▶ **MATERIAL PROVIDED**:
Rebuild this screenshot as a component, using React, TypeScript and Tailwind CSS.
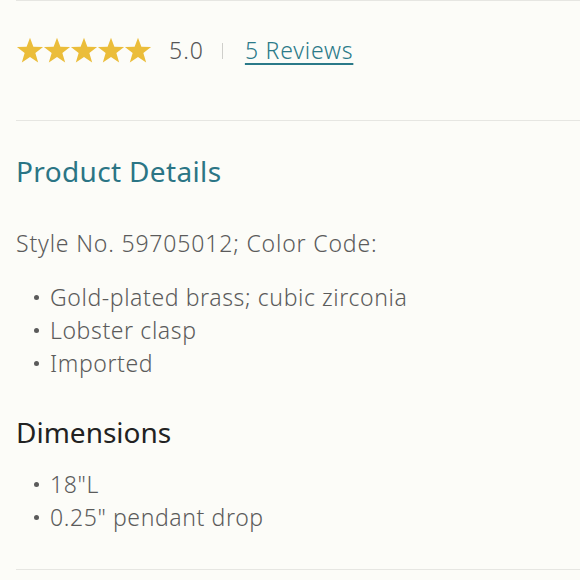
import React from "react";

const details = ["Gold-plated brass; cubic zirconia", "Lobster clasp", "Imported"];
const dims = ['18"L', '0.25" pendant drop'];

function Star() {
  return (
    <svg width="28" height="27" viewBox="0 0 24 23" className="block -mr-px">
      <polygon
        points="12,0.5 14.9,8.3 23.2,8.6 16.6,13.7 19,21.8 12,17.1 5,21.8 7.4,13.7 0.8,8.6 9.1,8.3"
        fill="#ebbd3a"
      />
    </svg>
  );
}

function Bullets({ items }: { items: string[] }) {
  return (
    <ul className="pl-[18px]">
      {items.map((t) => (
        <li key={t} className="flex items-center h-[33px] text-[23px] font-light text-[#5b5b5b] tracking-[0.6px]">
          <span className="w-[5px] h-[5px] rounded-full bg-[#5b5b5b] mr-[11px]" />
          {t}
        </li>
      ))}
    </ul>
  );
}

export default function App() {
  return (
    <div className="w-[580px] h-[580px] bg-[#fcfcf8] pl-4 overflow-hidden" style={{ fontFamily: "'Noto Sans', sans-serif" }}>
      <div className="border-t border-[#e6e6e2] h-[120px] flex items-center pb-[20px]">
        <div className="flex items-center">
          {[0, 1, 2, 3, 4].map((i) => (
            <Star key={i} />
          ))}
        </div>
        <span className="ml-[18px] text-[23px] font-light text-[#555] tracking-[1px]">5.0</span>
        <span className="ml-[18px] w-px h-[16px] bg-[#cfcfcb]" />
        <a href="#" className="ml-[22px] text-[23px] font-light text-[#2b7a89] underline underline-offset-[4px] tracking-[0.8px]">
          5 Reviews
        </a>
      </div>
      <div className="border-t border-[#e6e6e2] pt-[34px]">
        <h2 className="text-[28px] leading-[32px] text-[#2b7585] tracking-[0.35px]">Product Details</h2>
        <p className="mt-[41px] text-[23px] leading-[30px] font-light text-[#5b5b5b] tracking-[0.83px]">Style No. 59705012; Color Code:</p>
        <div className="mt-[23px]">
          <Bullets items={details} />
        </div>
        <h3 className="mt-[36px] text-[28px] leading-[32px] text-[#222] tracking-[0px]">Dimensions</h3>
        <div className="mt-[20px]">
          <Bullets items={dims} />
        </div>
        <div className="mt-[35px] border-t border-[#e6e6e2]" />
      </div>
    </div>
  );
}
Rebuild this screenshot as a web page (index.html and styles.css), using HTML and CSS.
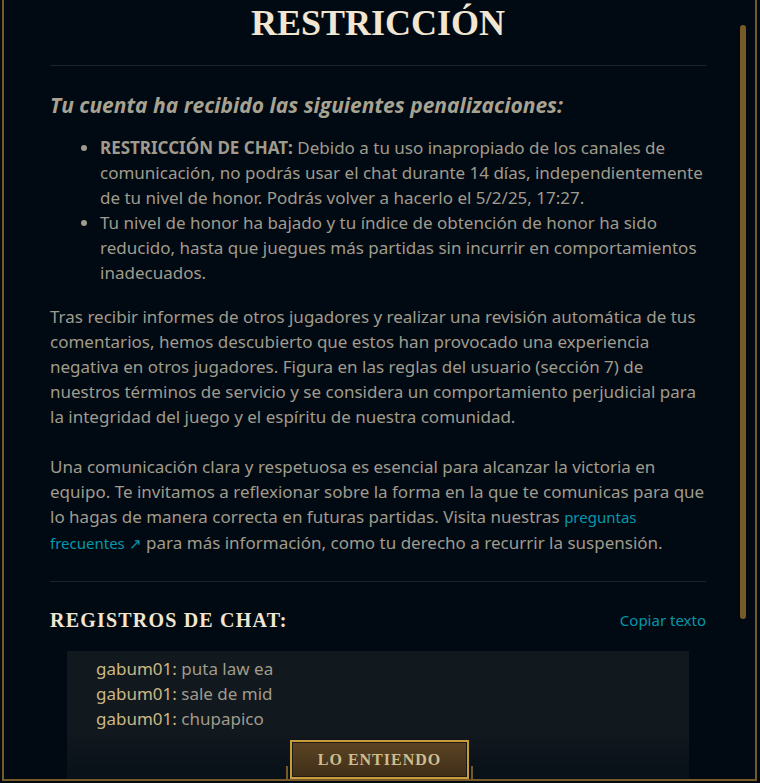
FILE: index.html
```html
<!DOCTYPE html>
<html lang="es">
<head>
  <meta charset="UTF-8">
  <title>Restricción</title>
  <link rel="stylesheet" href="styles.css">
</head>
<body>

<div class="frame">
  <div class="content">
    <h1 class="title">RESTRICCIÓN</h1>

    <h3 class="subtitle">Tu cuenta ha recibido las siguientes penalizaciones:</h3>
    <ul class="penalties">
      <li><strong>RESTRICCIÓN DE CHAT:</strong> Debido a tu uso inapropiado de los canales de comunicación, no podrás usar el chat durante 14 días, independientemente de tu nivel de honor. Podrás volver a hacerlo el 5/2/25, 17:27.</li>
      <li>Tu nivel de honor ha bajado y tu índice de obtención de honor ha sido reducido, hasta que juegues más partidas sin incurrir en comportamientos inadecuados.</li>
    </ul>

    <p>Tras recibir informes de otros jugadores y realizar una revisión automática de tus comentarios, hemos descubierto que estos han provocado una experiencia negativa en otros jugadores. Figura en las reglas del usuario (sección 7) de nuestros términos de servicio y se considera un comportamiento perjudicial para la integridad del juego y el espíritu de nuestra comunidad.</p>

    <p class="last">Una comunicación clara y respetuosa es esencial para alcanzar la victoria en equipo. Te invitamos a reflexionar sobre la forma en la que te comunicas para que lo hagas de manera correcta en futuras partidas. Visita nuestras <a href="#" class="link">preguntas frecuentes &#8599;</a> para más información, como tu derecho a recurrir la suspensión.</p>

    <div class="logs-head">
      <h2>REGISTROS DE CHAT:</h2>
      <a href="#" class="copy">Copiar texto</a>
    </div>

    <div class="logs">
      <div class="line"><span class="who">gabum01:</span> puta law ea</div>
      <div class="line"><span class="who">gabum01:</span> sale de mid</div>
      <div class="line"><span class="who">gabum01:</span> chupapico</div>
    </div>
  </div>

  <div class="scrollbar"></div>

  <div class="footer">
    <span class="tick"></span>
    <button class="ok">LO ENTIENDO</button>
    <span class="tick"></span>
  </div>
</div>

</body>
</html>
```

FILE: styles.css
```css
html, body {
  margin: 0;
  padding: 0;
  background: #010a13;
  overflow: hidden;
}

body {
  font-family: "Noto Sans", Arial, sans-serif;
  color: #a09b8c;
}

.frame {
  position: relative;
  margin: 0 3px 0 2px;
  height: 781px;
  box-sizing: border-box;
  border-left: 2px solid #785a28;
  border-right: 2px solid #785a28;
  border-bottom: 2px solid #785a28;
  overflow: hidden;
}

.content {
  padding: 0 49px 0 46px;
}

.title {
  margin: 0;
  padding: 1px 0 20px;
  text-align: center;
  font-family: "Liberation Serif", serif;
  font-size: 36px;
  line-height: 44px;
  font-weight: bold;
  color: #f0e6d2;
  border-bottom: 1px solid #1e2328;
}

.subtitle {
  margin: 24px 0 0;
  font-family: "Open Sans", sans-serif;
  font-style: italic;
  font-weight: bold;
  font-size: 21px;
  line-height: 30px;
  color: #a8a290;
}

.penalties {
  margin: 15px 0 0;
  padding-left: 50px;
  font-size: 17px;
  line-height: 25px;
}

.penalties strong {
  font-weight: bold;
}

p {
  margin: 19px 0 0;
  font-size: 17px;
  line-height: 25px;
}

p + p {
  margin-top: 25px;
}

p.last {
  padding-bottom: 25px;
  border-bottom: 1px solid #1e2328;
}

.link {
  color: #0596aa;
  font-size: 15px;
  text-decoration: none;
}

.logs-head {
  display: flex;
  justify-content: space-between;
  align-items: center;
  margin-top: 24px;
}

.logs-head h2 {
  margin: 0;
  font-family: "Liberation Serif", serif;
  font-size: 20px;
  letter-spacing: 1.2px;
  line-height: 28px;
  color: #f0e6d2;
}

.copy {
  color: #0596aa;
  font-size: 15px;
  text-decoration: none;
}

.logs {
  margin: 17px 17px 0;
  padding: 5px 29px 60px;
  background: #11181e;
  font-size: 17px;
  line-height: 25px;
}

.who {
  color: #cbb885;
}

.scrollbar {
  position: absolute;
  top: 25px;
  right: 9px;
  width: 6px;
  height: 594px;
  border-radius: 3px;
  background: #785a28;
}

.footer {
  position: absolute;
  left: 0;
  right: 0;
  bottom: 0;
  height: 48px;
  display: flex;
  justify-content: center;
  align-items: flex-end;
  background: linear-gradient(to bottom, rgba(1,10,19,0), rgba(1,10,19,0.55));
}

.tick {
  width: 2px;
  height: 13px;
  background: #785a28;
}

.ok {
  margin: 0 2px;
  width: 179px;
  height: 39px;
  border: 2px solid #c89b3c;
  box-shadow: inset 0 0 0 1px #1e1a14;
  background: linear-gradient(to bottom, #5b4424, #3f2e18);
  color: #cdbe91;
  font-family: "Liberation Serif", serif;
  font-weight: bold;
  font-size: 16px;
  letter-spacing: 1px;
  padding: 0;
  cursor: pointer;
}
```
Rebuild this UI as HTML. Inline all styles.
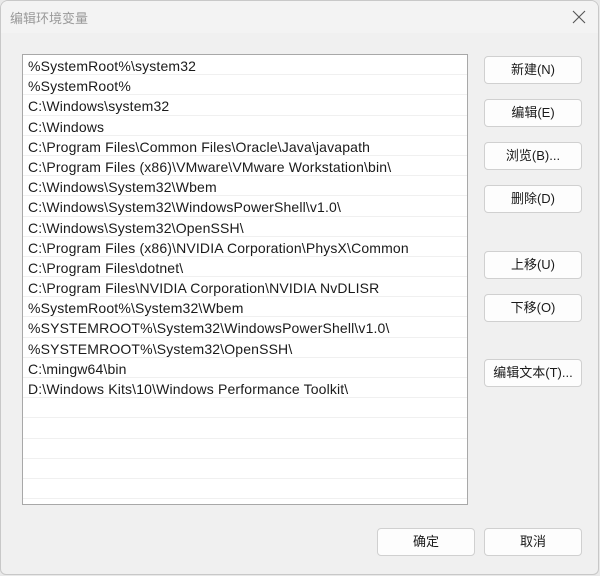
<!DOCTYPE html>
<html><head><meta charset="utf-8"><style>
*{margin:0;padding:0;box-sizing:border-box}
body{width:600px;height:576px;background:#e9e9e9;font-family:"Liberation Sans","Noto Sans CJK SC",sans-serif;position:relative;overflow:hidden}
.win{position:absolute;left:0;top:0;width:599px;height:575px;background:#f0f0f0;border:1px solid #c8c8c8;border-radius:8px 8px 6px 6px;overflow:hidden}
.title{position:absolute;left:0;top:0;width:100%;height:32px;background:#f3f3f3}
.title span{position:absolute;left:9px;top:7px;font-size:13px;color:#9a9a9a}
.x{position:absolute;right:12px;top:9px;width:14px;height:14px}
.list{position:absolute;left:21px;top:53px;width:446px;height:451px;background:#fff;border:1px solid #a8a8a8}
.row{height:20.2px;border-bottom:1px solid #f0f0f0;font-size:14px;letter-spacing:0.15px;line-height:22px;padding-left:5px;color:#1a1a1a;white-space:nowrap}
.btn{position:absolute;width:98px;height:28px;background:#fdfdfd;border:1px solid #d0d0d0;border-radius:4px;font-size:13px;color:#1a1a1a;text-align:center;line-height:26px}
</style></head><body>
<div class="win">
<div class="title"><span>编辑环境变量</span>
<svg class="x" viewBox="0 0 14 14"><path d="M1 1L13 13M13 1L1 13" stroke="#555" stroke-width="1.1"/></svg></div>
<div class="list">
<div class="row">%SystemRoot%\system32</div>
<div class="row">%SystemRoot%</div>
<div class="row">C:\Windows\system32</div>
<div class="row">C:\Windows</div>
<div class="row">C:\Program Files\Common Files\Oracle\Java\javapath</div>
<div class="row">C:\Program Files (x86)\VMware\VMware Workstation\bin\</div>
<div class="row">C:\Windows\System32\Wbem</div>
<div class="row">C:\Windows\System32\WindowsPowerShell\v1.0\</div>
<div class="row">C:\Windows\System32\OpenSSH\</div>
<div class="row">C:\Program Files (x86)\NVIDIA Corporation\PhysX\Common</div>
<div class="row">C:\Program Files\dotnet\</div>
<div class="row">C:\Program Files\NVIDIA Corporation\NVIDIA NvDLISR</div>
<div class="row">%SystemRoot%\System32\Wbem</div>
<div class="row">%SYSTEMROOT%\System32\WindowsPowerShell\v1.0\</div>
<div class="row">%SYSTEMROOT%\System32\OpenSSH\</div>
<div class="row">C:\mingw64\bin</div>
<div class="row">D:\Windows Kits\10\Windows Performance Toolkit\</div>
<div class="row"></div><div class="row"></div><div class="row"></div><div class="row"></div><div class="row"></div>
</div>
<div class="btn" style="left:483px;top:55px">新建(N)</div>
<div class="btn" style="left:483px;top:98px">编辑(E)</div>
<div class="btn" style="left:483px;top:141px">浏览(B)...</div>
<div class="btn" style="left:483px;top:184px">删除(D)</div>
<div class="btn" style="left:483px;top:250px">上移(U)</div>
<div class="btn" style="left:483px;top:293px">下移(O)</div>
<div class="btn" style="left:483px;top:358px">编辑文本(T)...</div>
<div class="btn" style="left:376px;top:527px">确定</div>
<div class="btn" style="left:483px;top:527px">取消</div>
</div>
</body></html>
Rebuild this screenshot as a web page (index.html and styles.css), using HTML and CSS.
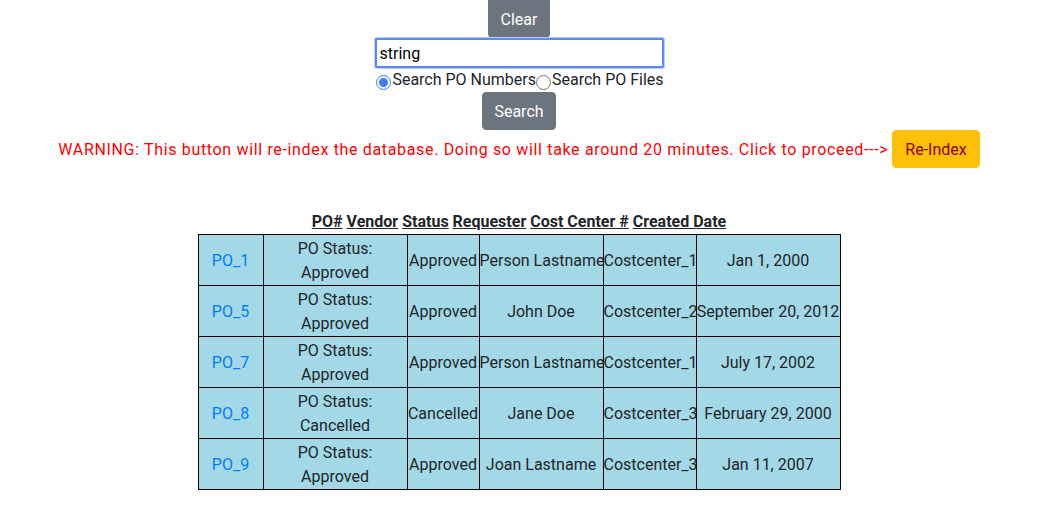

▶ **EXERCISE DIRECTIONS**:
Only a number is wanted: how many lines contain "React"?

▶ **TASK RESPONSE**:
2